In fact, Ford did apply itself ambitiously to the cause. Once it launched what was code-named “Project Apollo” last spring in its engineering labs and its factories, Ford was able to turn out 50,000 ventilators — the last of which it delivered to the federal government a couple of weeks ago — as well as masks, face shields and medical-grade gowns. Ford made more than 75 million pieces of equipment, overall.

And even now, Ford is increasing capacity so that it can donate 100 million more medical-grade face masks to various organizations around the country through 2021.

The eight-minute documentary short was directed by Peter Berg, of Friday Naight Lights and Patriots Day fame and highlights Ford engineers as well as unionized Ford employees who volunteered to come and make the PPE at a time when everyone else was sheltering in place. The film also shares stories from some of the first responders who needed the PPE.

“People raised their hands to say, ‘What can I do? How can I help?’” Baumbick recalled. Berg “did a really amazing job of capturing that spirit.”

The documentary debuted September 4 at Aspen Ideas Now and is sure to get lots of exposure by Ford — and others — as an inspirational tale of the can-do and sacrificial spirit that can motivate a company and its employees, both white- and blue-collar, to come together quickly and unstopably behind the right cause.

Project Apollo also called on Ford’s ability to work with General Electric, 3M and other manufacturers even though Ford never had produced a mask or ventilator in its history, while GE was familiar with ventilators and 3M has made millions of masks.

“We got on the phone to help 3M boost output of their N95 masks,” for example, Baumbick said. “Our value-add was to apply high-volume manufacturing expertise that you see uniquely in the auto industry. How can you break constraints and improve the efficiency of the line?

“We helped them rebalance work so they could get, net, more throughput through the line,” Baumbick explained. “We found quite a few places where you could change a process to improve cycle time, and move it around, so that the throughput of the whole assembly process got more things out of the back end. That’s what industrial engineers do.”

Ford Executive Chairman “Bill Ford said that lots of companies build complex things, but at low volumes; we build very complex machines at very high volumes.”

In the end, Ford sent dozens of manufacturing and industrial engineers to 3M and GE production sites “just to help them get more out of what they had,” Baumbick said. “It had a profound impact.”

In fact, the name of Ford’s herculean effort that also involved representatives from these other manufacturers comes from a real-life moment, captured cinematically by Berg. That moment echoes one of the most real-life dramatic moments ever, which was recreated cinematically in Apollo 13.
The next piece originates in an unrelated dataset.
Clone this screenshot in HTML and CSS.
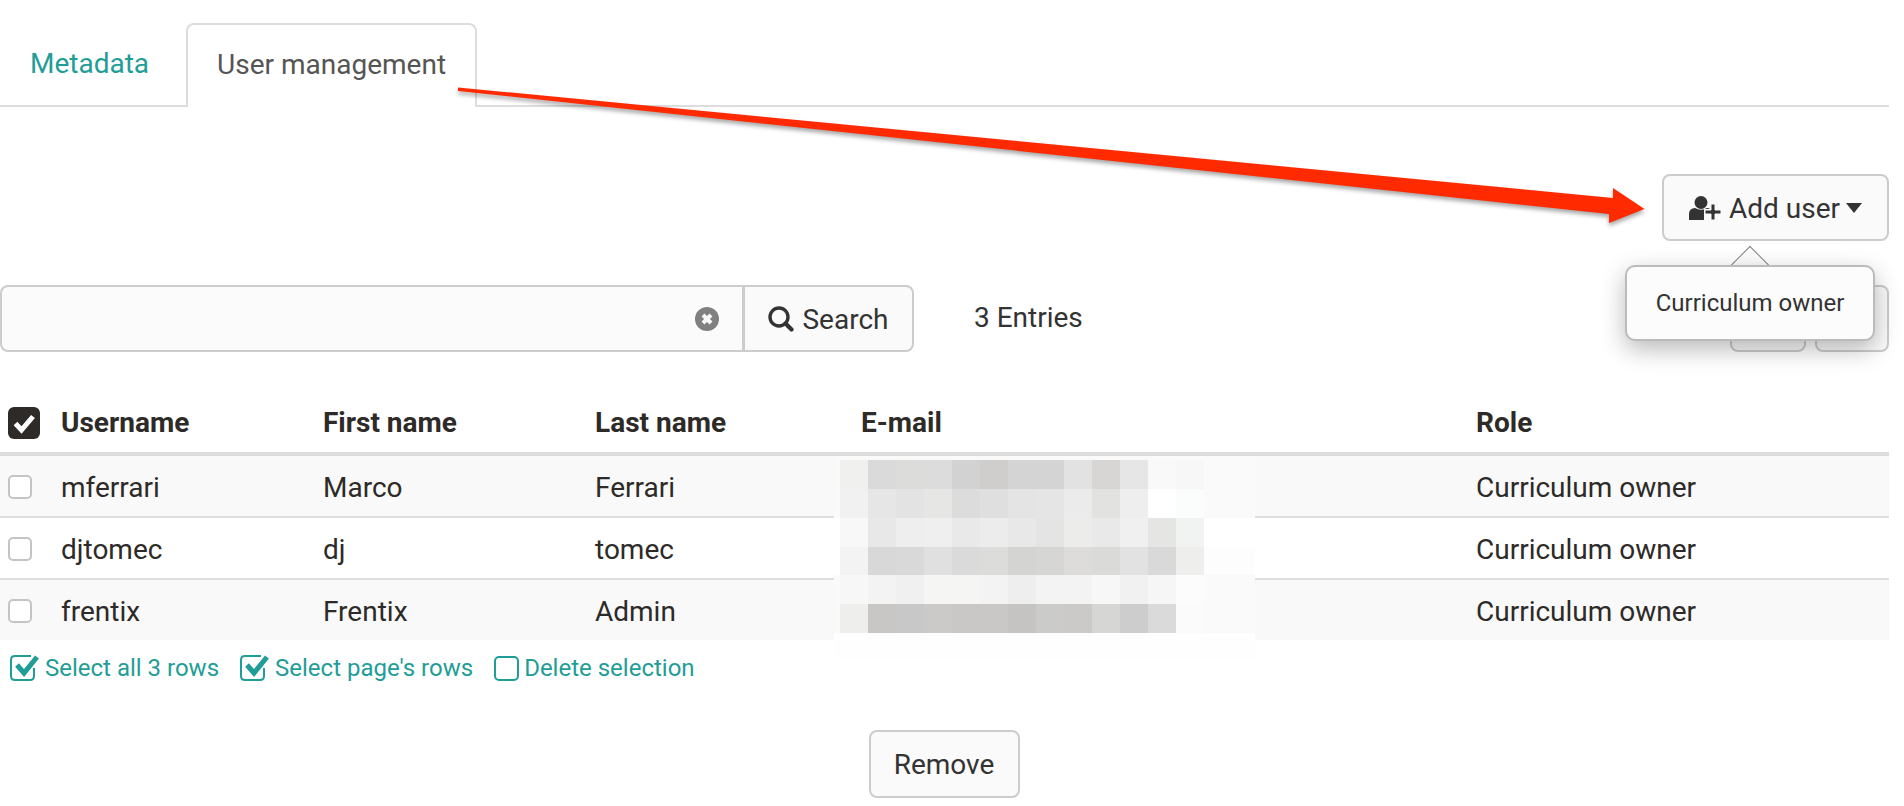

“In the Apollo mission, at one point they had to save the astronauts by literally putting a square peg in a round hole with, of course, only what was on board the capsule,” Baumbick said. “And that’s how Mission Control put it to their engineers in a desperate, crash effort to find a solution.

“The maximum protection for medical workers is called a ‘powered, air-purifying respirator,’ or PAPR,” Baumbick explained. “It has a fan that pulls in air and routes it through a tube into a sealed head-top unit; the filtered air protects the worker. That’s where we came up with the Apollo 13 reference, because it was like fitting a square peg into a round hole. But the premise of PAPR is air-handling, and we have air-handling systems in cars, and filtering capabilities.

“So within 36 hours of the discussion, our teams had sketched up a prototype of a PAPR, taking a battery off a DeWalt [power] tool, a seat blower fan out of an F-150, and a HEPA filter and creating a head-top unit. And we said, ‘We think we can do this.’” Within 38 days, Baumbick said, Ford was making government-approved PAPRs with 3-M in output that now totals more than 32,000 units.

A crisis “sometimes drives innovation,” Baumbick said. “We looked at this as an Apollo mission for first responders.”